Joint Tenancy with Children Is Risky:

    The children's creditors can take the property if they win  judgment against them. If a joint tenant child was unable to pay a debt or was involved in an accident, owed the IRS, or if a judgment was rendered against  them, the parent joint tenant also would be subject to the child's creditor problems.  Therefore, the parents could well lose their assets to satisfy their  child's creditors or judgments.

Joint Tenancy and Estate Tax Exemptions

    You also lose your $675,000 federal estate tax exemption at death:

    The deceased spouse's tax benefit is lost. The $675,000 federal estate tax equivalent exemption is, in effect, "thrown away" and cannot be claimed. This could subject the estate to unnecessary estate taxes on every dollar over $675,000 being taxed at a minimum of 37%. One of the greatest disadvantages of a husband and wife holding assets in joint tenancy is that upon the death of one spouse, the assets flow directly to the surviving spouse,  causing one exemption to be lost.
    The surviving spouse is left with his or her own $675,000 exemption. Everything over $675,000 will be taxed on the death of the surviving  spouse, beginning at 37% and going up to 60%. An A-B Trust preserves the tax benefits of this exemption.
    The only way to preserve the $675,000 estate tax exemptions of both spouses is to create an A-B Living Trust.

Living Trust:

    With a Living Trust the property is under complete control of the trustees while being owned by the Trust. With real estate held by more than one person, a deed could be written that would transfer title of the partial share of an undivided interest into the name of the Living Trust.

    To hold assets as community property inside a Living Trust is  the “most advantageous“ form of ownership. In this way you get maximum stepped-up valuation upon the death of a spouse.

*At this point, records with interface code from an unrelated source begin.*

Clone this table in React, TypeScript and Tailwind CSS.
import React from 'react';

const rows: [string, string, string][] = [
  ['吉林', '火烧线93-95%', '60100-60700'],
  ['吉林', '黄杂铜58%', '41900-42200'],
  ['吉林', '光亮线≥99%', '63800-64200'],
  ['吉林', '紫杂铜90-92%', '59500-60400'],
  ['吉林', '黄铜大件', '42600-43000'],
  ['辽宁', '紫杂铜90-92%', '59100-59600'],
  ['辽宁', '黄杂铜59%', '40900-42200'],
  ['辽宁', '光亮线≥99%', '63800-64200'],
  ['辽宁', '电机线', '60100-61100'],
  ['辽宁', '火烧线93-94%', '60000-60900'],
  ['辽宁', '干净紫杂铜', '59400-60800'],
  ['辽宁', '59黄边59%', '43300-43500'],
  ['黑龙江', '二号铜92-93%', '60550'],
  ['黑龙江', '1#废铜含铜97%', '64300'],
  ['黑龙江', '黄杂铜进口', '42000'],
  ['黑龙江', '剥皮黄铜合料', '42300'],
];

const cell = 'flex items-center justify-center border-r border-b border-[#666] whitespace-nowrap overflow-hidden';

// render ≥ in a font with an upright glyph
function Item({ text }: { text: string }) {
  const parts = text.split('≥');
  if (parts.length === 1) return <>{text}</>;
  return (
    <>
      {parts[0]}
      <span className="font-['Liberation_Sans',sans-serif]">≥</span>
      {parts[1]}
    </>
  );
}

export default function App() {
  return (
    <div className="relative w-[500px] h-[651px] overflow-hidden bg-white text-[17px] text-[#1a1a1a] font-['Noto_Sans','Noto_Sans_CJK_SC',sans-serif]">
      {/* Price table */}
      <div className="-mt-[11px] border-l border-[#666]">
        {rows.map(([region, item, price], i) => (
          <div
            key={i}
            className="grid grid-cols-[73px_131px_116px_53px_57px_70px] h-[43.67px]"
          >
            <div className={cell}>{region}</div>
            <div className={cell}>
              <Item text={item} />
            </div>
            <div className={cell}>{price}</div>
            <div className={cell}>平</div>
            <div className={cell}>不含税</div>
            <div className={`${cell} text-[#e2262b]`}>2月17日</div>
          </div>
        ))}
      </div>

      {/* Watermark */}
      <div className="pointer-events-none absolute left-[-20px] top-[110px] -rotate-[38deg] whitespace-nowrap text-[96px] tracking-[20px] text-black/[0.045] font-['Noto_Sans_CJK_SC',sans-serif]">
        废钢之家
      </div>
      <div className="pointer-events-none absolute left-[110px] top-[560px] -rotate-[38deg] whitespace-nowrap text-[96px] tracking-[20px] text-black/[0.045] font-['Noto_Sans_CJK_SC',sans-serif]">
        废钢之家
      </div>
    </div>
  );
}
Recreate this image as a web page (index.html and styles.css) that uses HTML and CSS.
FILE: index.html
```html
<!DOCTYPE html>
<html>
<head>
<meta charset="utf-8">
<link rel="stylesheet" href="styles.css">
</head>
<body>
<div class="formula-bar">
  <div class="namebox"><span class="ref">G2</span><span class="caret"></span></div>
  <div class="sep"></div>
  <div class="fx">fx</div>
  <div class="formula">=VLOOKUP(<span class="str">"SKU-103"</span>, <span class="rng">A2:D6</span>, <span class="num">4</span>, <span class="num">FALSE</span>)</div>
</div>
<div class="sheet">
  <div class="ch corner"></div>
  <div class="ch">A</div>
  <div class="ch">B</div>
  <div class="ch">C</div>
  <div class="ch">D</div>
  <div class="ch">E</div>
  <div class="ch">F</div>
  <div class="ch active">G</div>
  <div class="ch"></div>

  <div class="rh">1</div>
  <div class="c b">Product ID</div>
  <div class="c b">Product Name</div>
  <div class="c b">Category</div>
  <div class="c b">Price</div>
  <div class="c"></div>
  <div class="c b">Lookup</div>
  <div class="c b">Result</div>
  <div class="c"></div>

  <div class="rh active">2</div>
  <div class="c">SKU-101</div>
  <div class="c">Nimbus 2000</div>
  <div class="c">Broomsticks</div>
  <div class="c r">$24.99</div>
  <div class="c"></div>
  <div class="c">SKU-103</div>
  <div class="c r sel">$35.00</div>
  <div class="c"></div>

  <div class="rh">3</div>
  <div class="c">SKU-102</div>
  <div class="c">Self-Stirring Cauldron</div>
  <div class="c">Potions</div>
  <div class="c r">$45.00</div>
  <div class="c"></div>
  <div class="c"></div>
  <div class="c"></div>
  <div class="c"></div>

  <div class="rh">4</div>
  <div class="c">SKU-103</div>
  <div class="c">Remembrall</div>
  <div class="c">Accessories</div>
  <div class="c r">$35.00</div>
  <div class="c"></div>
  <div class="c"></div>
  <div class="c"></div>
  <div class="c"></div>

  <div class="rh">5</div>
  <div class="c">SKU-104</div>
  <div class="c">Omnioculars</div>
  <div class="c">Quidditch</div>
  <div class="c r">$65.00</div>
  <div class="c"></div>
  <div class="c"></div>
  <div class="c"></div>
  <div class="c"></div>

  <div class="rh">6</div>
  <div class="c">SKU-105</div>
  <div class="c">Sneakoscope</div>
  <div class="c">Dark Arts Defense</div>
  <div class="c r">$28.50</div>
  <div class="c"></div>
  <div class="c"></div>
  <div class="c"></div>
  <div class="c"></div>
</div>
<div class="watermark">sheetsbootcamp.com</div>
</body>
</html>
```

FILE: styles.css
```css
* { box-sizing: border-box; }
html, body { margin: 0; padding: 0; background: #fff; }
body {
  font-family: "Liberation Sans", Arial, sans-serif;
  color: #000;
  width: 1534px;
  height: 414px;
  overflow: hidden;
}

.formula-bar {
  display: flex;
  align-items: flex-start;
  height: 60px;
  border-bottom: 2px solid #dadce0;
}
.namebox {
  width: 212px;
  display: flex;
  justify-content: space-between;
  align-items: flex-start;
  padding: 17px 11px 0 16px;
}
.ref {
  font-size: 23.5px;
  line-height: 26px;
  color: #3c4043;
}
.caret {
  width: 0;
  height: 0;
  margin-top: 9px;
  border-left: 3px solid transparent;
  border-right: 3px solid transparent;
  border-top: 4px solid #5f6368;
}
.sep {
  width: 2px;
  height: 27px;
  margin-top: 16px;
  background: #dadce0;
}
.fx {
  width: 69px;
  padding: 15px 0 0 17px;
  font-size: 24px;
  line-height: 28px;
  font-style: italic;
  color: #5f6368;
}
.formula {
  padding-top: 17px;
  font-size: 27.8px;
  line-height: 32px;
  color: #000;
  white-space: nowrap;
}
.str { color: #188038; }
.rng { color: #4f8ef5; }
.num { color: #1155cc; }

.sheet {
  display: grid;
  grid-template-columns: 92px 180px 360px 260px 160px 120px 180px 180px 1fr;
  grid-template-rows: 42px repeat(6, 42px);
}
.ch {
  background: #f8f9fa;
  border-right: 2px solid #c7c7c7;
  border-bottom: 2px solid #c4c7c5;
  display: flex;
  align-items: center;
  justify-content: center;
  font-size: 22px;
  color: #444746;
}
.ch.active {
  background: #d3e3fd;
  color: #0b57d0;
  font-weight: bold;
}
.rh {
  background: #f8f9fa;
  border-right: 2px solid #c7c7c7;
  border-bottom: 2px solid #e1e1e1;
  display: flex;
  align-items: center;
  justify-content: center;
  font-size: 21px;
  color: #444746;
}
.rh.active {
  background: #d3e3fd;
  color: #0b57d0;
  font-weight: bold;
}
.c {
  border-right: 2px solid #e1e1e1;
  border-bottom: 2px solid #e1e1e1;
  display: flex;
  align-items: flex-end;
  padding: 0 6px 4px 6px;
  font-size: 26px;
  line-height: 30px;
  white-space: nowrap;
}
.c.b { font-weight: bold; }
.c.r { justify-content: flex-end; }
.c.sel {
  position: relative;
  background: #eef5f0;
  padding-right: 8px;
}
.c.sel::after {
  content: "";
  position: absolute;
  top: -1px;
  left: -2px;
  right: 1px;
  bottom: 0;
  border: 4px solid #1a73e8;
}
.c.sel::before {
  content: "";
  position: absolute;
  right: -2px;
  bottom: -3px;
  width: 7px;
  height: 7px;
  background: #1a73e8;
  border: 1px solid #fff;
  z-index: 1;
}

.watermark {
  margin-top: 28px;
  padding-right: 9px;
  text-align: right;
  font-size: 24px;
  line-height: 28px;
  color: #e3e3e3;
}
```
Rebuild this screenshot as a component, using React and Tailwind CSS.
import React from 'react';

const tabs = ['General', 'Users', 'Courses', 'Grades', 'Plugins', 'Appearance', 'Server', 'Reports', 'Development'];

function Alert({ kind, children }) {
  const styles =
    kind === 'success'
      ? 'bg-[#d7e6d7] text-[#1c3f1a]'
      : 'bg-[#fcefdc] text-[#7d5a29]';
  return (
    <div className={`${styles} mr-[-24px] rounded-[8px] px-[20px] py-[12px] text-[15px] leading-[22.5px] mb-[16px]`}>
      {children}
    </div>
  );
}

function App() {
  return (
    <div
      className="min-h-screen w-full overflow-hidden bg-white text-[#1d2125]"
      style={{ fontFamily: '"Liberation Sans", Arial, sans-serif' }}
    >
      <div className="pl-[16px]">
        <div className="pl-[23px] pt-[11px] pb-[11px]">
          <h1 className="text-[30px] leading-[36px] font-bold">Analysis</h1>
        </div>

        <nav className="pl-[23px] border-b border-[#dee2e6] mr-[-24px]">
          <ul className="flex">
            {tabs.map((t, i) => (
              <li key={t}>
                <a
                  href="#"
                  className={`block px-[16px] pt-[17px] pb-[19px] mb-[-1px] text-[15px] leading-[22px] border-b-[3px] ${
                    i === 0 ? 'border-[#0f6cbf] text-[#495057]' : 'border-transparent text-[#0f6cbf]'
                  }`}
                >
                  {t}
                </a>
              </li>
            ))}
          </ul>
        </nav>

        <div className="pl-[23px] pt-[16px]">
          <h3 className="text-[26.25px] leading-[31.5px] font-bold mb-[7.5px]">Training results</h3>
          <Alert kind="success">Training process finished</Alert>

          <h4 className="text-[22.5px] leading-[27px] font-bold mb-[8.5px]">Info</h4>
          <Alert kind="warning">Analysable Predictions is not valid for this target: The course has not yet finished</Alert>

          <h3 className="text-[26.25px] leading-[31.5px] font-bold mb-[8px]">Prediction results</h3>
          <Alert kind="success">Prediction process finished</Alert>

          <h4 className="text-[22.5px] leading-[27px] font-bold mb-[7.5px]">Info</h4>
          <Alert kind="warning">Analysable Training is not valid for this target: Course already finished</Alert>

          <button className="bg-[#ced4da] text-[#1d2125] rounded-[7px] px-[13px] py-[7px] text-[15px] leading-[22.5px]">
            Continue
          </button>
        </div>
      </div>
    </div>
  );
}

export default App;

    People today often move from state to state. If a husband and wife move to a community property state, even if only for a short period of time, they should take advantage of their rights within the Living Trust. The  Living Trust is still valid when a husband and wife move to another State but some changes may be required, It is important to review all estate planning documents,  such as the Durable Power of Attorney, Living Wills and so on with an attorney, to ascertain that they comply with the laws of the new state. If they are moving from a  Community Property state to a Separate Property state, then there are substantial tax advantages that should be preserved in order to maintain full stepped-up valuation upon the death of a spouse.

    Assets specifically identified in the Trust as separate property (in Separate Property Agreements) are separate property.

    With a Living Trust, the property is under complete control of  the trustees while being owned by the Trust. With real estate held by more than  one person or party, a deed would be written that would transfer title of the partial share of an undivided interest into the name of the Living Trust.

    Other owners can leave title in joint tenancy with others. When you place your interest in real estate in the name of your Living Trust, you sever the joint tenancy and create a tenancy in common with other owners.  Therefore, you avoid probate for your heirs and still have the right to leave your interest in the property as you desire.

     

Estate Tax Implications and Living Trusts

When Both Grantors Are Alive:

    When both Grantors are alive they are the Settlors, Trustees,  and the Beneficiaries, thus extra accounting and trust tax returns are not required.

The Credit Shelter or A-B  Trust:

    The sole purpose of this trust is to shelter the $675,000 gift  or estate tax exemption of the first to die (the deceased spouse), by placing up to $675,000 worth of assets into the Credit Shelter (or B) Trust. Currently, the client and his/her spouse are each entitled to leave up to $675,000 (increasing to  $1,000,000 per individual in 2006) of property free of federal tax. However, if  the client gives his or her entire estate to the spouse, the estate loses out on the $675,000 exemption. This can be expensive. For example, if the combined estates of the client and spouse are $1,300,000, the estate could pay an extra $243,750 of tax.

    The tax savings could even be greater if the surviving spouse were to live through a period of inflation before he or she died, because the assets placed in the Credit Shelter Trust are not taxed on the death of the surviving spouse. For example, if the $675,000 worth of assets were to grow in value to $750,000, this could save an additional $37,000 in taxes. If that  $100,000 worth of growth was held in the A Trust, it would be taxed at 37% on the death of the surviving spouse. In other words, $200,000 worth of growth in the B Trust would mean a tax savings of $74,000, and so on.

    To avoid payment of unnecessary death taxes, $675,000 of property should go into a trust for the children, grandchildren or others, while giving the surviving spouse the right to recieve the income from the trust’s assets for life. The principal is usually available for basic needs. In addition, part of the principal can be made available annually, without strings attached, up to the larger of 5% of the Trust Assets or $5,000 (whichever is greater).

The Marital  Deduction:

    The marital deduction is a significant estate tax savings. Since  January 1, 1982, married individuals can leave an unlimited amount of assets and  wealth to the survivor spouse free of federal estate taxes.

    Outright interest and two other kinds of property interests now qualify for the marital deduction: Qualified Terminable Interest Property  (QTIP) and a spouse's interest as a life-income recipient of certain charitable trusts.

Form 706 Estate-Tax  Return:

    The federal estate-tax return, Form 706, must be filed on gross estates of $675,000 or more. If no taxes are owed, no Form 706 is necessary, but if estate taxes are due, the Form 706 must be filed within nine months, and any taxes due must also be paid then. If there are federal estate taxes to pay or defer, the surviving spouse and successor trustee must submit Form 706 and if he or she has an A-B or A-B-C Trust, taxes can be deferred until the death of the second spouse, but Form 706 must still be filed after the death of the first spouse.

    There are special extensions for closely held business property. A 14-year period for payment of that part of the estate tax attributable to the decedent's interest in a closely held business is allowed if the value of that interest in the decedent’s estate exceeds 35% of the value of  the adjusted gross estate.